Der Felsüberhang an der Schneiderküren-Alpe diente wohl einer Gruppe von einem halben Dutzend Jägern als Sommerlager. Von dort schwärmten sie zu mehrtägigen Streifzügen aus. Die Beute wurde im Lager gehäutet, das Fell verarbeitet, das Fleisch zu Vorräten getrocknet. Im Winter zog es die Jäger ins Tal. Darauf lassen Funde in Egg bei Hirschegg (1122 Meter hoch gelegen) schließen. „Dort gab es vermutlich eine kleine Ansiedlung“, erläutert Leitner. Die Urbewohner der Allgäuer Berge müssen hart im Nehmen gewesen sein: Temperaturen unter Minus 20 Grad waren im Winter keine Seltenheit.
Wovon ernährten sie sich?
„Sie brauchten auf jeden Fall viel Eiweiß in Form von Fleisch. Nur Beeren und Obst reichten nicht aus“, sagt Leitner.

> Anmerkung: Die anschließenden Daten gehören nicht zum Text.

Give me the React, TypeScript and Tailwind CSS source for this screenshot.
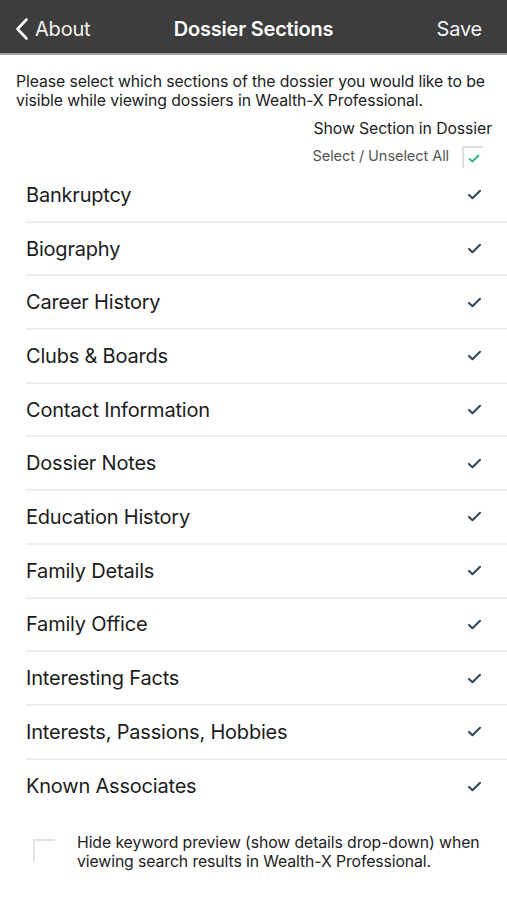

Mit Pfeil und Bogen wurden Rothirsche, Gamswild und Steinböcke erlegt.
Wer waren ihre Feinde?
Vor Bären, Wölfen oder Auerochsen und Wisenten mussten sich die mittelsteinzeitlichen Jäger in Acht nehmen. Vorstellbar ist auch, dass es rund um das Sommerlager nahe der heutigen Schneiderküren-Alpe auch zu feindlichen Auseinandersetzungen unterschiedlicher Jägergruppen kam. Der begehrte Platz diente – so die Erkenntnisse der Forscher – über mehrere Tausend Jahre hinweg zig Generationen von Jägern als Unterkunft. Übrigens: Mammuts brauchten die Steinzeitmenschen nicht (mehr) zu fürchten. Die waren etwa 10 000 vor Christus in den Alpen ausgestorben.
Welche Waffen und Fertigkeiten besaßen die Menschen damals? Aus Feuerstein wurden Klingen, Schaber, Bohrer, Kratzer sowie Pfeil- und Speerspitzen gefertigt. Zum Zerlegen der Beute und zum Präparieren des Fells benötigten sie scharfe (Stein-)Messer und Schaber. Ab der Bronzezeit (2200 bis 800 vor Christus) sind Hirten mit Weidetieren wie Schafen und Ziegen durch die Allgäuer Berge gestreift – die UrUr-Ur-Ahnen der heutigen Älpler sozusagen.
Sind weitere Funde möglich? Mehrere Einzelfunde in den Tälern rund um Oberstdorf weisen darauf hin. „Es ist möglich, dass eines Tages in den Allgäuer Bergen Funde gemacht werden, die noch älter sind als jene nahe der Schneiderküren-Alpe“, sagt Professor Leitner.